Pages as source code
☆ ☆ ☆ ☆ ☆

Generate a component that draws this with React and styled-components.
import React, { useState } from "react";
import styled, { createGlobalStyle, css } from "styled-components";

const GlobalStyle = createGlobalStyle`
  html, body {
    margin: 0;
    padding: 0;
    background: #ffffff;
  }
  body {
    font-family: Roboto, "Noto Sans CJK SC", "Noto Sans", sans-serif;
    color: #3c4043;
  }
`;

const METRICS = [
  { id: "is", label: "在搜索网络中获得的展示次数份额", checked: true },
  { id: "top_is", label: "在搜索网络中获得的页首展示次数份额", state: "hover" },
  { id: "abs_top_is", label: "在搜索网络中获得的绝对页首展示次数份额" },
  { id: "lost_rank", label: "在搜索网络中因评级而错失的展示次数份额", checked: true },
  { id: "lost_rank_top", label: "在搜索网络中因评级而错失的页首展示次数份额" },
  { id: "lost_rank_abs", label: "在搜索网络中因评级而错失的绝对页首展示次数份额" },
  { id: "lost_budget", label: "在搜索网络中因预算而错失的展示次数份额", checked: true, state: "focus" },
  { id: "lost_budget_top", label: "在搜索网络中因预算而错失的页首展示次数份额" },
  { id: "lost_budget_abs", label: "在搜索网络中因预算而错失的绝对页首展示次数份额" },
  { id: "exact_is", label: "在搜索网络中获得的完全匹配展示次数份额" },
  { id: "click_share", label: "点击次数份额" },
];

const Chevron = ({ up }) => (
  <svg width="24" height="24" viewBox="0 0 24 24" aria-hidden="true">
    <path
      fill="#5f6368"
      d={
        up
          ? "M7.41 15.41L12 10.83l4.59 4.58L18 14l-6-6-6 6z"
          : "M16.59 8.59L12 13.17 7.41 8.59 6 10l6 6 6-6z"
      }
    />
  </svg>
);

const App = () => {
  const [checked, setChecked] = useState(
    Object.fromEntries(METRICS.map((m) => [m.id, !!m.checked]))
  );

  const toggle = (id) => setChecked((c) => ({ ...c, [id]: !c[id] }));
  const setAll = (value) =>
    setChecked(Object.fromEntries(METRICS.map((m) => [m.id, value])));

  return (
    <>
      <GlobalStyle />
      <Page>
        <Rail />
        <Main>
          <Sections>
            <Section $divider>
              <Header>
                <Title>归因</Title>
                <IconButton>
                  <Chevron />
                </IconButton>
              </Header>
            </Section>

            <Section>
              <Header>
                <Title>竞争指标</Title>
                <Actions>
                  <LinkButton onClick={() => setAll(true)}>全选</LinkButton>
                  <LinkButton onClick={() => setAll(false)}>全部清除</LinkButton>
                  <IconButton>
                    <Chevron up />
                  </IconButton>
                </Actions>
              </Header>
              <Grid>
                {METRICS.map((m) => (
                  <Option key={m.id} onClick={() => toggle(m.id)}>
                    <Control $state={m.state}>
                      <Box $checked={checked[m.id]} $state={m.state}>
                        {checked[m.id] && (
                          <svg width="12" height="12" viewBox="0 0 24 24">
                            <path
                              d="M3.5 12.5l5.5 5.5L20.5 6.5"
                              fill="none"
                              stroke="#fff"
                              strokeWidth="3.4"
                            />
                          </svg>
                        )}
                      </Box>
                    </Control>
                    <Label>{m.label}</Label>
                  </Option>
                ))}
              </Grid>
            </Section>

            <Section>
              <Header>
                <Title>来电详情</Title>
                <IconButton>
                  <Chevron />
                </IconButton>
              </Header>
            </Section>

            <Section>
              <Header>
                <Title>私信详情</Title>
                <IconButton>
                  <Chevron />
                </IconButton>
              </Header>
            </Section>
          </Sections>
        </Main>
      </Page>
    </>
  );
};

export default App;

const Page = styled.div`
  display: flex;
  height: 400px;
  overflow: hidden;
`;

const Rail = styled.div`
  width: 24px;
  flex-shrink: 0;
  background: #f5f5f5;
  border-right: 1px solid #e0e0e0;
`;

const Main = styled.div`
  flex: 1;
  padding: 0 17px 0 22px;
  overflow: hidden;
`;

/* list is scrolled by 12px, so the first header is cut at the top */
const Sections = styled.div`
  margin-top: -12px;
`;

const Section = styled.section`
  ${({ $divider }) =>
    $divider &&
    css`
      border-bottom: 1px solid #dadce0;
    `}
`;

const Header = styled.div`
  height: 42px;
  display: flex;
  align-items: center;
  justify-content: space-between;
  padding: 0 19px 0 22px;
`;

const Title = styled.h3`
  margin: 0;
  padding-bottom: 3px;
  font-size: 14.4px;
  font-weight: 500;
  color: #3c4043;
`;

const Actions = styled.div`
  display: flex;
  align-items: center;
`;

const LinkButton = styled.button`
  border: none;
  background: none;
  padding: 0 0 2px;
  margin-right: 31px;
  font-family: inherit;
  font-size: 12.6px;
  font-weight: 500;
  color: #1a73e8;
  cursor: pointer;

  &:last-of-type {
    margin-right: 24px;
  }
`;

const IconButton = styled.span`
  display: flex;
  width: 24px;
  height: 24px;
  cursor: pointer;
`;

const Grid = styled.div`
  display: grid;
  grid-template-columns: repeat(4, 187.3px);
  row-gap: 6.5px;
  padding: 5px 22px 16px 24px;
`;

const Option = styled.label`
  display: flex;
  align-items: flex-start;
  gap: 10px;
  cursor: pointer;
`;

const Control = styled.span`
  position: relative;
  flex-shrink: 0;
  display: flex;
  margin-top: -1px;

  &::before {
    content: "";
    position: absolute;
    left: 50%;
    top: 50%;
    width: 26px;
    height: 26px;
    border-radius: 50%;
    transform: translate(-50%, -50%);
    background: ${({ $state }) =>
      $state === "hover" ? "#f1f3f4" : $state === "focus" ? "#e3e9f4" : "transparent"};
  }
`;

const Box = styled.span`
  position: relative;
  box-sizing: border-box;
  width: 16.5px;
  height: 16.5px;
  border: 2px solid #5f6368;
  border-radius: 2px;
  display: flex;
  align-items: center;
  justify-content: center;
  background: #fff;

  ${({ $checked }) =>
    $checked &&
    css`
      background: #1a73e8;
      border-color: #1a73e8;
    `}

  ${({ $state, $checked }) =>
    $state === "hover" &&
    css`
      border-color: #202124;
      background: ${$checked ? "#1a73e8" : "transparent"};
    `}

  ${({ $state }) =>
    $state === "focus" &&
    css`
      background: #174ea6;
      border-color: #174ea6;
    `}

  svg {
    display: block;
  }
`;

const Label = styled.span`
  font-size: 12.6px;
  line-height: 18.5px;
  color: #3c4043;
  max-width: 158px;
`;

☆ ☆ ☆ ☆ ☆

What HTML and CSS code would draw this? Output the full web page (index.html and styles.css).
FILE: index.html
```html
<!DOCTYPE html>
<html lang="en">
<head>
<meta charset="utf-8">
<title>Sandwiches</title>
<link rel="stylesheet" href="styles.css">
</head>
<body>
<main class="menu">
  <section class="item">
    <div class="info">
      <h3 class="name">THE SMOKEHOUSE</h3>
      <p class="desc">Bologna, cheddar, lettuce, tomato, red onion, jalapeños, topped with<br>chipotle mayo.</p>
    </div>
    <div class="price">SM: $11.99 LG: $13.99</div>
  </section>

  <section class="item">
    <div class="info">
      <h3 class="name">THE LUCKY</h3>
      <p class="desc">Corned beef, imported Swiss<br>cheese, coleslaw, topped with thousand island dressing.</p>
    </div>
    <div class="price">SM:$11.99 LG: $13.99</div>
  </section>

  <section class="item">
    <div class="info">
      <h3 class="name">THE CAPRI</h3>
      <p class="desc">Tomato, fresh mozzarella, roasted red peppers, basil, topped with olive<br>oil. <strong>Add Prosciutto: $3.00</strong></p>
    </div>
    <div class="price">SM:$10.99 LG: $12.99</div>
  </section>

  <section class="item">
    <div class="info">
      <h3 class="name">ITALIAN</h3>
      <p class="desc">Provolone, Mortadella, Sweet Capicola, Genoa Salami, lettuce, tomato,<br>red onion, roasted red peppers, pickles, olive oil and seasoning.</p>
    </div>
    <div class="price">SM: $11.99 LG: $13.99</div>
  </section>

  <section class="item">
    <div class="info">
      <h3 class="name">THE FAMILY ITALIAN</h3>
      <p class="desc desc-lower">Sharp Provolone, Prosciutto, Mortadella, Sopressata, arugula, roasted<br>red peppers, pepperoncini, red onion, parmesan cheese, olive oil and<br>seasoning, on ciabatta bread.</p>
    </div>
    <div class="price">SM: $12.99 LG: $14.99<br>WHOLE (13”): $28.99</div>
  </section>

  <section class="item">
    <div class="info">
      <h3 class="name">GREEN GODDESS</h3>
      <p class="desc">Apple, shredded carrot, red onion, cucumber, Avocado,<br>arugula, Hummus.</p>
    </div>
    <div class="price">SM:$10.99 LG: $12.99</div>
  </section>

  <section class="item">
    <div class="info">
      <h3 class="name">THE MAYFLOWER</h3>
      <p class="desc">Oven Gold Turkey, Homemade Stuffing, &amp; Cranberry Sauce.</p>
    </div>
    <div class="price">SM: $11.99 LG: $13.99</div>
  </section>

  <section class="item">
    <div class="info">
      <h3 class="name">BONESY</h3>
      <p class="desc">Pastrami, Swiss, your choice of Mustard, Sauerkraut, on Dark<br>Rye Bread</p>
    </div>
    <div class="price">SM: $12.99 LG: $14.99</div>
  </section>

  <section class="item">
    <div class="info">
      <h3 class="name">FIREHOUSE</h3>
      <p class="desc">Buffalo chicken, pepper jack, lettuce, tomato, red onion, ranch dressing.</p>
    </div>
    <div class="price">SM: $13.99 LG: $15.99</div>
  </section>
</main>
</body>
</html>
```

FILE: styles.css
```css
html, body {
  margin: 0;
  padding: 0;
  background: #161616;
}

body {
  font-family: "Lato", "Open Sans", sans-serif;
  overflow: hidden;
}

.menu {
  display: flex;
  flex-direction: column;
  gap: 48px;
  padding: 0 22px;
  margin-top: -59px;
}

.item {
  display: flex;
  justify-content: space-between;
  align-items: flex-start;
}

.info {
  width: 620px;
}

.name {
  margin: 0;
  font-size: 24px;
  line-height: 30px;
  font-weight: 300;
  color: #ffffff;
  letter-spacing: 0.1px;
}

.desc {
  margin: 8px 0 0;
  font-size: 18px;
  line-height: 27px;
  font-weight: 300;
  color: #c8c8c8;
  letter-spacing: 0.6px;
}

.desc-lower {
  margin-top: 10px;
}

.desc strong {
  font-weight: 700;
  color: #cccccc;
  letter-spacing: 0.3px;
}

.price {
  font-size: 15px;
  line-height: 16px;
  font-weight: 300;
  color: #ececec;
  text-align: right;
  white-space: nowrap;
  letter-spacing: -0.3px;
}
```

☆ ☆ ☆ ☆ ☆

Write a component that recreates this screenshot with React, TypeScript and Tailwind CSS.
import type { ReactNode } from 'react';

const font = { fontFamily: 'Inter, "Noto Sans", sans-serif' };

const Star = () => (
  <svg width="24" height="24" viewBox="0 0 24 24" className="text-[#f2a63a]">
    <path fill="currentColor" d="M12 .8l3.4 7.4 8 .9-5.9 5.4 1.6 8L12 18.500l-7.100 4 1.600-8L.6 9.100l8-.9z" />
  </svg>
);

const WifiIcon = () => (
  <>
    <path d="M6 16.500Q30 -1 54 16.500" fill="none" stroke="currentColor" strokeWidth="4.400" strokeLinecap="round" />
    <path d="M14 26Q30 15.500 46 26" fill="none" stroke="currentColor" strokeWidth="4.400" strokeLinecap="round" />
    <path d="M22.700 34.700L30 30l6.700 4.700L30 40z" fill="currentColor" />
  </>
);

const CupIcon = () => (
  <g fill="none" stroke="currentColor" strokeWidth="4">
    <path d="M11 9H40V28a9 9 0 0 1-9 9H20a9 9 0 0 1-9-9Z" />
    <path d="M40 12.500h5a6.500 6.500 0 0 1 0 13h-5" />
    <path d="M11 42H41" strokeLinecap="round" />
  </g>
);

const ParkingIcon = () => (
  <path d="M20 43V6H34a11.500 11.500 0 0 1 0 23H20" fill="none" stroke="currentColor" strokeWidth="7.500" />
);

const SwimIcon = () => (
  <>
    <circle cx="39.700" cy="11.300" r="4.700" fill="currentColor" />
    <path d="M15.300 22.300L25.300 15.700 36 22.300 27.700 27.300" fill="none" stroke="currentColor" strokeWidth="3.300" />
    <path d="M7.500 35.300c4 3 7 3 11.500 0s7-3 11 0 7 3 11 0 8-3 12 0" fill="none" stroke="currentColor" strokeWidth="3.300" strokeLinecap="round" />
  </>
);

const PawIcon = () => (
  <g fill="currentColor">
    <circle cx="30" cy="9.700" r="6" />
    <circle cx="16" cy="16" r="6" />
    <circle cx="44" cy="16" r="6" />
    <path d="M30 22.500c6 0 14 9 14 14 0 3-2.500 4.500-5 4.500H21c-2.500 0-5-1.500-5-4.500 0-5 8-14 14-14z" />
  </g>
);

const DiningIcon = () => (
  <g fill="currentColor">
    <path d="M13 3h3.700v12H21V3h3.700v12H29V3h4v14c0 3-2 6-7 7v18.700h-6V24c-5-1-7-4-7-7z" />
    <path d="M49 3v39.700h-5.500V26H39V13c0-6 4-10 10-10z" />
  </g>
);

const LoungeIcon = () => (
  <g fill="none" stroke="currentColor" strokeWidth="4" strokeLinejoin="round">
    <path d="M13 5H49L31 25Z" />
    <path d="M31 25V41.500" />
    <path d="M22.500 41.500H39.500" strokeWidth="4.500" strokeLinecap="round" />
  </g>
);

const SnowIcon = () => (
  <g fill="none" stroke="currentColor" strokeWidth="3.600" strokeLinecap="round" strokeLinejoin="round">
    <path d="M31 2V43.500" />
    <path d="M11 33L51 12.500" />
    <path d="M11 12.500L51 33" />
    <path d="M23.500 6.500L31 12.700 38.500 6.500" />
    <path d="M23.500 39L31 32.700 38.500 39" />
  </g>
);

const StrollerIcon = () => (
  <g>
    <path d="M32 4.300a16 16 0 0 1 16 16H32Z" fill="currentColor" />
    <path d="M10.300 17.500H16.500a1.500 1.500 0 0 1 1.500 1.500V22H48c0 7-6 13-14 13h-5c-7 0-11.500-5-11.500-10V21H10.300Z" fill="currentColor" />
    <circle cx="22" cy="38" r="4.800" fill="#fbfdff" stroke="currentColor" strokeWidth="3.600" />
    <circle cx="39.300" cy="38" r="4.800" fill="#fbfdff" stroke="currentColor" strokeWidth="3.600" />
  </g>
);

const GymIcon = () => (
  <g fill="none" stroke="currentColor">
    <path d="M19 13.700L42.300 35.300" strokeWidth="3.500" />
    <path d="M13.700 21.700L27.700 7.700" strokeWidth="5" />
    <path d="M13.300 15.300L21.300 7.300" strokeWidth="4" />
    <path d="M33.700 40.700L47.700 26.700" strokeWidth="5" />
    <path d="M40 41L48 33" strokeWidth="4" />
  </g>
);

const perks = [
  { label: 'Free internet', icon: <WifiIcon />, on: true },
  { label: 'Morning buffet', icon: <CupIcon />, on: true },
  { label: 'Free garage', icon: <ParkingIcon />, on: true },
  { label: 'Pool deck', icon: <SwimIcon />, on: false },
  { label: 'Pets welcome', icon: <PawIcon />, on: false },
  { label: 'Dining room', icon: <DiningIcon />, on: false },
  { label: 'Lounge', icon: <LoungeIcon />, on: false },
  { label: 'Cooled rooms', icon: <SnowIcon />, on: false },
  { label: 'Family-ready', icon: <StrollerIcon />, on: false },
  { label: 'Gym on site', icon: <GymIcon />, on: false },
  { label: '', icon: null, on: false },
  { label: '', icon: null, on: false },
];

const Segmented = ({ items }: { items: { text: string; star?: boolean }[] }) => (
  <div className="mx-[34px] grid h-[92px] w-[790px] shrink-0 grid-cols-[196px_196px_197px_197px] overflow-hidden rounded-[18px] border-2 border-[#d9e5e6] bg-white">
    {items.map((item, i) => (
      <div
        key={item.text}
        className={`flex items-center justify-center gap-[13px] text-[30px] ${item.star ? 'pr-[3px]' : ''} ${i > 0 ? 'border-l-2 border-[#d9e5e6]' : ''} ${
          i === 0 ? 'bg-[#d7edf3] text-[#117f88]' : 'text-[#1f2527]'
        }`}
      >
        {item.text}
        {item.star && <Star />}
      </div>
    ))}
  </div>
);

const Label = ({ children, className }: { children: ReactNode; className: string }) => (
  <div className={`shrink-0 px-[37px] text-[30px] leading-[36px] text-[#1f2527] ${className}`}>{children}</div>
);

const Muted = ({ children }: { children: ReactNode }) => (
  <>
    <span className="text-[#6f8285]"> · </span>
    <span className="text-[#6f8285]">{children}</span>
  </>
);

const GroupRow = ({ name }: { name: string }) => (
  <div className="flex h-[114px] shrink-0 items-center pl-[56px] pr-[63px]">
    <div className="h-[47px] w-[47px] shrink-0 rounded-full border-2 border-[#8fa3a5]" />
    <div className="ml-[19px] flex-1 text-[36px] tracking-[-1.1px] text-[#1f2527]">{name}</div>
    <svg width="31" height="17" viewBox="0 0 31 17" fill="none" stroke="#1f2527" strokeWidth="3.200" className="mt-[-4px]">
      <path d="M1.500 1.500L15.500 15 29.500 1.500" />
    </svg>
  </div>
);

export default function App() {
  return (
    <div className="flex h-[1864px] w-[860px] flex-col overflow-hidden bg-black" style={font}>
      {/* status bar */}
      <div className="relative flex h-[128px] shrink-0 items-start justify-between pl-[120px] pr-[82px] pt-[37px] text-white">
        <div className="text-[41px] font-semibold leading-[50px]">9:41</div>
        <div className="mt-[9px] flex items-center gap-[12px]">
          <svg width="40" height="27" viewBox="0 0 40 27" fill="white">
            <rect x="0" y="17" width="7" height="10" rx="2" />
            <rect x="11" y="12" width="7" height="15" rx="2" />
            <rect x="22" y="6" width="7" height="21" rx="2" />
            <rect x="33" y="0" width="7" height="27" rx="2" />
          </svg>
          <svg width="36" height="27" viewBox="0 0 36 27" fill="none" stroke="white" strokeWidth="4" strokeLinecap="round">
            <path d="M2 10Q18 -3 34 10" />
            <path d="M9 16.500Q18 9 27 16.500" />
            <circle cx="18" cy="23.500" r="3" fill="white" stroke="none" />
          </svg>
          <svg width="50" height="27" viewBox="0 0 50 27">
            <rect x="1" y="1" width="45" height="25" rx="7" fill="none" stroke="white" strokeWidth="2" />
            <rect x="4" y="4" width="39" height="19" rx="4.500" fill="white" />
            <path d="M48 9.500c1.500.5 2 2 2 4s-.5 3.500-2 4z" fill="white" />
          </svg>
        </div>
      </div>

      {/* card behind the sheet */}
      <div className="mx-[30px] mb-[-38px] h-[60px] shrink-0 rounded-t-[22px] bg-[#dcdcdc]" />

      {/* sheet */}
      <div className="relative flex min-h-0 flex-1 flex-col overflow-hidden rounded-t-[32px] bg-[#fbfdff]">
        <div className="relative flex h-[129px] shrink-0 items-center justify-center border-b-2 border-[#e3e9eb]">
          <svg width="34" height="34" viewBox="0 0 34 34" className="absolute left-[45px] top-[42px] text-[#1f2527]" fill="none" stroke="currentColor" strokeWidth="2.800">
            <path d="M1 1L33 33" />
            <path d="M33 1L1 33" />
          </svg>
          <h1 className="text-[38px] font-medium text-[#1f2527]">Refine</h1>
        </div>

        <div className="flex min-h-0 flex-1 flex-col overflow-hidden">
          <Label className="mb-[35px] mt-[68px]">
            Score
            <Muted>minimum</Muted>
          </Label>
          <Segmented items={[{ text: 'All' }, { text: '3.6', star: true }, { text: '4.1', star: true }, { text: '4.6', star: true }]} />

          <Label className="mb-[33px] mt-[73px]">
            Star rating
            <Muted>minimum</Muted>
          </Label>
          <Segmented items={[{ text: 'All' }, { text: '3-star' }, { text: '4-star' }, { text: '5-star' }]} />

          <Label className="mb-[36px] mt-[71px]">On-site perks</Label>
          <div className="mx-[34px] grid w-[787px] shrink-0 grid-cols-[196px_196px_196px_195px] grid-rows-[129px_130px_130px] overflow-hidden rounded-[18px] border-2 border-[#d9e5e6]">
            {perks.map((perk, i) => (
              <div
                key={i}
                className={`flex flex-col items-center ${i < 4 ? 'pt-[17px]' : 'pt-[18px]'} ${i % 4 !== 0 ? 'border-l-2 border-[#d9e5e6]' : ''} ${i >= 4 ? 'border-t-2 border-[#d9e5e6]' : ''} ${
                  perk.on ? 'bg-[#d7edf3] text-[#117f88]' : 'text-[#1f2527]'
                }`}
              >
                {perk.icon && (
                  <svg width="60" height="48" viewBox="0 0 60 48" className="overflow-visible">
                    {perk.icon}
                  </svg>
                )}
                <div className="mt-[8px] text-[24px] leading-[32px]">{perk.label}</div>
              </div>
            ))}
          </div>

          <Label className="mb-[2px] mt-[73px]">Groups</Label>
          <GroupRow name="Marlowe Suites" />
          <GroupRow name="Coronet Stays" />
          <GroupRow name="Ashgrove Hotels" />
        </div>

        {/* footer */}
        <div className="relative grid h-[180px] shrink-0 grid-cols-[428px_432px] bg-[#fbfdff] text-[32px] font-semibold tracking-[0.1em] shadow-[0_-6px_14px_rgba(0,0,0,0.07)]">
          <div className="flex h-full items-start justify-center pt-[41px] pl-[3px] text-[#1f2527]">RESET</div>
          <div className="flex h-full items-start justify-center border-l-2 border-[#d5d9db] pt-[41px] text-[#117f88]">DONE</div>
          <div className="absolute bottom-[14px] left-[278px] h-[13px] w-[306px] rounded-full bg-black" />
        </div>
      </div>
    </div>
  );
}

☆ ☆ ☆ ☆ ☆

Written task
Gather each line of the records holding the string "that".

Output of the task
Generate a component that draws this with React and styled-components.
Write a component that recreates this screenshot with React, TypeScript and Tailwind CSS.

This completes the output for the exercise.